Para examinar somente os genes ativos do verme, a equipe
criou as chamadas ESTs (etiquetas de sequências expressas), geradas a partir do mRNA, ou RNA
mensageiro. É essa molécula que
põe em ação as informações contidas no DNA e inicia a produção
de proteínas na célula. Por isso, as
ESTs (cópias em formato DNA do
mRNA) são capazes de mostrar
quais genes estão mesmo ativos.
Estranho inimigo
As mais de 163 mil ESTs produzidas por Verjovski-Almeida e
seus colegas traçam um retrato bizarro desse velho inimigo da humanidade, cujos traços podem
ser encontrados até em múmias
egípcias.
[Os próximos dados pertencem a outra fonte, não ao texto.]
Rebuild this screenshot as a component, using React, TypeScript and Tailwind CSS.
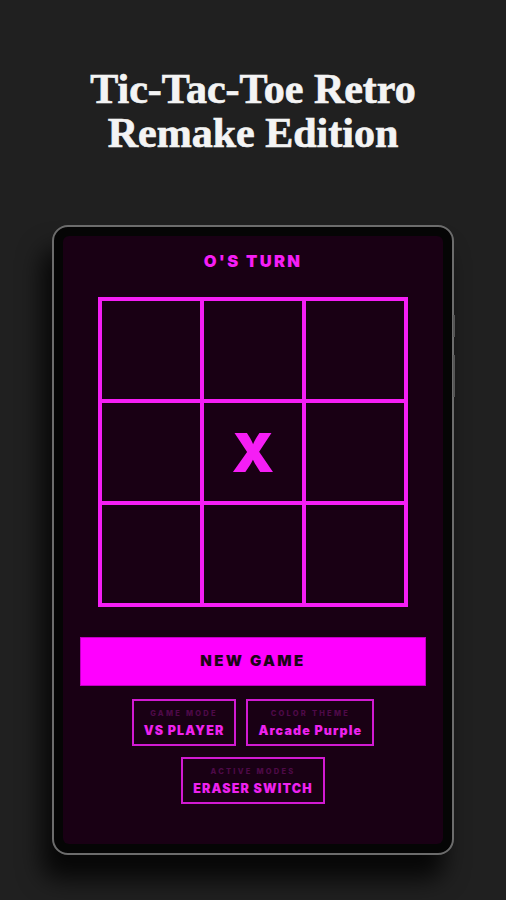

Para começar, apesar de
ser verme, ele parece estar geneticamente mais próximo dos insetos: "Na verdade, ele lembra mais
a drosófila [pequena mosca muito usada em experimentos genéticos] do que o C. elegans, que é outro tipo de verme", afirma o pesquisador da USP.
Esse é apenas um dos paradoxos do esquistossomo. Embora
seja um animal muito primitivo,
ele já tem esboços de quase todas
as características que existem em
seus parentes mais evoluídos, como os sistemas nervoso e hormonal. Ao mesmo tempo, o ciclo de
vida da criatura inclui coisas impensáveis para a maioria dos outros animais, como o fato de a fêmea se alojar no interior do corpo
do macho quando eles são adultos.
A esperança dos pesquisadores
é poder manipular características
específicas do S. mansoni para
criar novos medicamentos e vacinas. O praziquantel, medicamento mais utilizado hoje contra o parasita, é incapaz de impedir que as
pessoas sejam reinfectadas pelo
verme e já gerou linhagens resistentes do esquistossomo.
Um dos caminhos interessantes, sugere Verjovski-Almeida, seria tentar interferir numa espécie
de cortina de fumaça que o verme
lança no sistema de defesa do organismo. Ele secreta substâncias
muito parecidas com o veneno de
vespas e inicia uma resposta alérgica no hospedeiro, impedindo
que as células do sistema imune o
identifiquem como invasor.
Outra molécula produzida pelo
animal, parecida com uma toxina
de veneno de cobra, impede que o
sangue do doente coagule ao redor do verme (que vive imerso na
corrente sanguínea).
De acordo com a bioquímica
Luciana Cézar de Cerqueira Leite,
44, do Centro de Biotecnologia do
Instituto Butantan, os dados genômicos já estão sendo aplicados
em possíveis vacinas. "Oito moléculas foram testadas em camundongos, e duas delas mostraram
resultados animadores", afirma.
Uma das substâncias aparece na
membrana das células do parasita, e outra interage com o sistema
imune (de defesa) do hospedeiro.
A pesquisa recebeu financiamento da Fapesp (Fundação de
Amparo à Pesquisa do Estado de
São Paulo) e do CNPq (Conselho
Nacional de Desenvolvimento
Científico e Tecnológico). A Fapesp anunciou que vai pedir as
patentes dos genes mais promissores identificados pelo projeto.